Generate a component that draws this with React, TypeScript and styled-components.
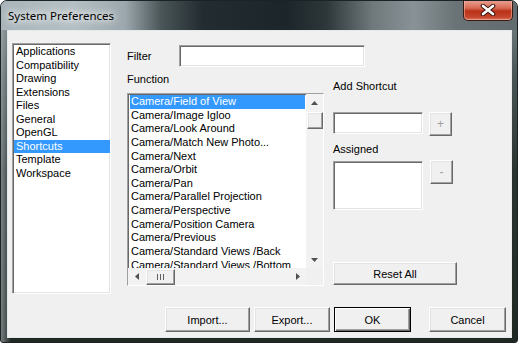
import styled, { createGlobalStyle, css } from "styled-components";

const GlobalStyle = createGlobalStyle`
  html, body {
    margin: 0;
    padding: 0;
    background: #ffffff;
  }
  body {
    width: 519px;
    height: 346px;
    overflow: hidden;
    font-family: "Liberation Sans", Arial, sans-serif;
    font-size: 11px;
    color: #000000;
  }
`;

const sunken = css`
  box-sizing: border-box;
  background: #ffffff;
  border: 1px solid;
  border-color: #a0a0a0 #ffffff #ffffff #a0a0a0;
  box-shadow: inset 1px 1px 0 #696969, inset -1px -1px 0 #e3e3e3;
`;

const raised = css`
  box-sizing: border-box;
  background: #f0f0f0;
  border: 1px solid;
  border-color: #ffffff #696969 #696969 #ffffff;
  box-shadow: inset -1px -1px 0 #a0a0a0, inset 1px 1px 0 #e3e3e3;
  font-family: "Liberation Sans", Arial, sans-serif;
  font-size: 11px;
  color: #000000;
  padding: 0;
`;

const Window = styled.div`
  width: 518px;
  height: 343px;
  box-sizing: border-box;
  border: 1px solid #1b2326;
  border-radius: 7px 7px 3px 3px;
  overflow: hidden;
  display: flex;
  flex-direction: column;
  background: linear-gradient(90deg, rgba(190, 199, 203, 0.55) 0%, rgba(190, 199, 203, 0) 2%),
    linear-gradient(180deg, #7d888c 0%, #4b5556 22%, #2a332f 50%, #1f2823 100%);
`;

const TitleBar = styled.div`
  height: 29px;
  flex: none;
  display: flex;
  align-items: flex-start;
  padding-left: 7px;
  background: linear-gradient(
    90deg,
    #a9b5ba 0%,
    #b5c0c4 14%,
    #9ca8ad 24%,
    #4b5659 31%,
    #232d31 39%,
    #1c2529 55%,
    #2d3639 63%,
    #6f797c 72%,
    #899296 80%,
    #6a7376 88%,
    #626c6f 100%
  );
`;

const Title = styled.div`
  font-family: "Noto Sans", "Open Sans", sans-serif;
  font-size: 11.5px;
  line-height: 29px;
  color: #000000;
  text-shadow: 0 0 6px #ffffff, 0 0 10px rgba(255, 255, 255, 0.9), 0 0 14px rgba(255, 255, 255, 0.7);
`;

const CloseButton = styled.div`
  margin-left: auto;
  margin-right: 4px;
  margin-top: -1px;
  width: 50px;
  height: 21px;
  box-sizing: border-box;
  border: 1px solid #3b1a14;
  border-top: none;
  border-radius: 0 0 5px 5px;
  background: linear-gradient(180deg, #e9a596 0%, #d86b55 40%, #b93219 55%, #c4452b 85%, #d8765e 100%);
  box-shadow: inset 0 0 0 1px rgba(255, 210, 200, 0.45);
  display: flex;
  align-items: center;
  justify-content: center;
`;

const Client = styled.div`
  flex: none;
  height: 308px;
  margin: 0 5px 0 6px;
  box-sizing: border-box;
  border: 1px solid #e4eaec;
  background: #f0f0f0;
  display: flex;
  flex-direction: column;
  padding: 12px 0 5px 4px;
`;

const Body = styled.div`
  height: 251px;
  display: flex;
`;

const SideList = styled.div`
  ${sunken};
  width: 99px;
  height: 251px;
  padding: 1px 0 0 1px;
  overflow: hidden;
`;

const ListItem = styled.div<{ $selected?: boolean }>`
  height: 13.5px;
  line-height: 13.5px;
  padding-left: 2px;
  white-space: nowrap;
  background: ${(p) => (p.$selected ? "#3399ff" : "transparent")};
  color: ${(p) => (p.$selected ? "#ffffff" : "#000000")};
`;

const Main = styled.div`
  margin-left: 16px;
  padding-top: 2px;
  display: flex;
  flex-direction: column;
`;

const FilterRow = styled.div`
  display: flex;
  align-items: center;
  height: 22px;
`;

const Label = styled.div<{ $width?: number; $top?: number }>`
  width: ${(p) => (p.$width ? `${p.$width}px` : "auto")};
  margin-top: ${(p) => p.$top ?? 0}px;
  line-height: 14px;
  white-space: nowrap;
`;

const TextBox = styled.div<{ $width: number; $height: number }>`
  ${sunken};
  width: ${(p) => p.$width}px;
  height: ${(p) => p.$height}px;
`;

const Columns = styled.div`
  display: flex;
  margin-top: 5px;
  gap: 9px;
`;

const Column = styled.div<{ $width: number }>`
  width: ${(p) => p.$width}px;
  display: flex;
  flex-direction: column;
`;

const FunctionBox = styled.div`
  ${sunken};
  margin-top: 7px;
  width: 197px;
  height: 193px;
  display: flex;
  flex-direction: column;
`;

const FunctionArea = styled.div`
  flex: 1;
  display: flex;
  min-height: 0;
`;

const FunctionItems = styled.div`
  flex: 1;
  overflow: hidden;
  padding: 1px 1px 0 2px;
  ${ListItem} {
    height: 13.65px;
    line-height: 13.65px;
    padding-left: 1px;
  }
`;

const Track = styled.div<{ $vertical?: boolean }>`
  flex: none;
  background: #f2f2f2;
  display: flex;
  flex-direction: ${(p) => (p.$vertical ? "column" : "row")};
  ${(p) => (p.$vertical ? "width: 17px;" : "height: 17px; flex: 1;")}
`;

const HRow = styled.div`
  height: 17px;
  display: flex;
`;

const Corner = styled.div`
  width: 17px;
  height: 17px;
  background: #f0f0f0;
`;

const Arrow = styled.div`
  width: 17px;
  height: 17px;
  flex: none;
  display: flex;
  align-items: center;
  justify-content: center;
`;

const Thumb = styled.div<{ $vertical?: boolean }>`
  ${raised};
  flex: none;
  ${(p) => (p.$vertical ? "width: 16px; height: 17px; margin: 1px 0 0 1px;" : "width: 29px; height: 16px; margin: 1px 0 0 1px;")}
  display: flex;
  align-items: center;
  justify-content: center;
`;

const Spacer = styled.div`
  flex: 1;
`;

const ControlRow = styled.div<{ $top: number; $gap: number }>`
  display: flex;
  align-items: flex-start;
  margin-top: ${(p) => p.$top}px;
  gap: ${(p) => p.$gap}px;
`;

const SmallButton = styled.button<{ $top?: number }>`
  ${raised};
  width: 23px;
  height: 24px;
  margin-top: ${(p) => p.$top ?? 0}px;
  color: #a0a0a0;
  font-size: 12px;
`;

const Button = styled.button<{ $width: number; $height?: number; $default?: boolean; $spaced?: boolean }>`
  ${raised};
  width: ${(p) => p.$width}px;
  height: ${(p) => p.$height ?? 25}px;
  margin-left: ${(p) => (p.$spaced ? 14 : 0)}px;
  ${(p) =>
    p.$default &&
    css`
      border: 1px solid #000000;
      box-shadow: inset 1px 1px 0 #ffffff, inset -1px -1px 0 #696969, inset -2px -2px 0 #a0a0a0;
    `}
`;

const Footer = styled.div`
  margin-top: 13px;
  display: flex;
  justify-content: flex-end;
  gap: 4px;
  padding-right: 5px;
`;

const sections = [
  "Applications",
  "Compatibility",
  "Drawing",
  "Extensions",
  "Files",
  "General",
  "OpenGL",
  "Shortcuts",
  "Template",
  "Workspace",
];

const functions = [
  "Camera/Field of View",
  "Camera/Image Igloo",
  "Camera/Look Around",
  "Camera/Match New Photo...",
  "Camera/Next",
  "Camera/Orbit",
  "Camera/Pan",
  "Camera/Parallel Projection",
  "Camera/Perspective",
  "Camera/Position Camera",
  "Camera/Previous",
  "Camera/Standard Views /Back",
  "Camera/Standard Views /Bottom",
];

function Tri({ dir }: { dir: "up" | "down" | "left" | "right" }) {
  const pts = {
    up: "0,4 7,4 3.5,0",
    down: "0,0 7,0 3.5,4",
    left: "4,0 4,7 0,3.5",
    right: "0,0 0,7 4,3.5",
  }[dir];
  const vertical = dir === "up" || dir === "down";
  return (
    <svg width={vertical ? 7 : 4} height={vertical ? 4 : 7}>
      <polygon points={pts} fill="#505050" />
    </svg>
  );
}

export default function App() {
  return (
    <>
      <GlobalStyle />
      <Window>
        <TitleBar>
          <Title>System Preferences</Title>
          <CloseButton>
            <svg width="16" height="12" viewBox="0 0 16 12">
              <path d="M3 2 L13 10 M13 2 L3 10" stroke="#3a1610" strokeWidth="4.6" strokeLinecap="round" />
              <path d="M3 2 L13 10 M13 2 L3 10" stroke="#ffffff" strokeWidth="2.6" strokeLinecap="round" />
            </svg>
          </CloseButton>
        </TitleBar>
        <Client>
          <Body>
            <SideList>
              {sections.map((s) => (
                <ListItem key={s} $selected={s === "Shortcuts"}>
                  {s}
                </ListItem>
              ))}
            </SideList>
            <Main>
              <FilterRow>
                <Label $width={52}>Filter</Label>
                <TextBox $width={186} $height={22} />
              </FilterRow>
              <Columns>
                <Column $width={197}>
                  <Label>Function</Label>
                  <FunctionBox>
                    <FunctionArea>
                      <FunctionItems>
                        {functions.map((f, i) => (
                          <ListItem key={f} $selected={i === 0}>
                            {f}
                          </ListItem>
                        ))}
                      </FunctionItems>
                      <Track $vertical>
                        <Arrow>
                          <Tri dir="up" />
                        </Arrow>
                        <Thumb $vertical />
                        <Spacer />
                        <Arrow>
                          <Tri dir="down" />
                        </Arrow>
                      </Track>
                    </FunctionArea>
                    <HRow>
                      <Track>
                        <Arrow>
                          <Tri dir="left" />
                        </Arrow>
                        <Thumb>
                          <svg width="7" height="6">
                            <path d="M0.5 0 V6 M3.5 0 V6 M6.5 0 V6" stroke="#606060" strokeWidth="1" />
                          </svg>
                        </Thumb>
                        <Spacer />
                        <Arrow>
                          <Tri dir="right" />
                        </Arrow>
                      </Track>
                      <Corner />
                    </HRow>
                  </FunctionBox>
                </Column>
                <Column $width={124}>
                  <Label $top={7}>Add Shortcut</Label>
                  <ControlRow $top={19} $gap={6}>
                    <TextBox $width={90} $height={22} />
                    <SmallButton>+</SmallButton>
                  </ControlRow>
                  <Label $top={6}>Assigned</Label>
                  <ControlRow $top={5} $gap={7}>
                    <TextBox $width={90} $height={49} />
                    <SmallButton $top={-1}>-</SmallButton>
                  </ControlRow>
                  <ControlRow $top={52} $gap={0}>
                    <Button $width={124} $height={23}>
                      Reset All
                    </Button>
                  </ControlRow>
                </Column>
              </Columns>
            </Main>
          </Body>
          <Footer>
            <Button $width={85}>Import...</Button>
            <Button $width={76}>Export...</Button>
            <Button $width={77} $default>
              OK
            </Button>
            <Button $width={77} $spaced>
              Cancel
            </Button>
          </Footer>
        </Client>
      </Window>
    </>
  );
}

______

■ Directions for this task: Copy out every line of the listing that contains the string "components".

■ Worked answer:
Generate a component that draws this with React, TypeScript and styled-components.
import styled, { createGlobalStyle, css } from "styled-components";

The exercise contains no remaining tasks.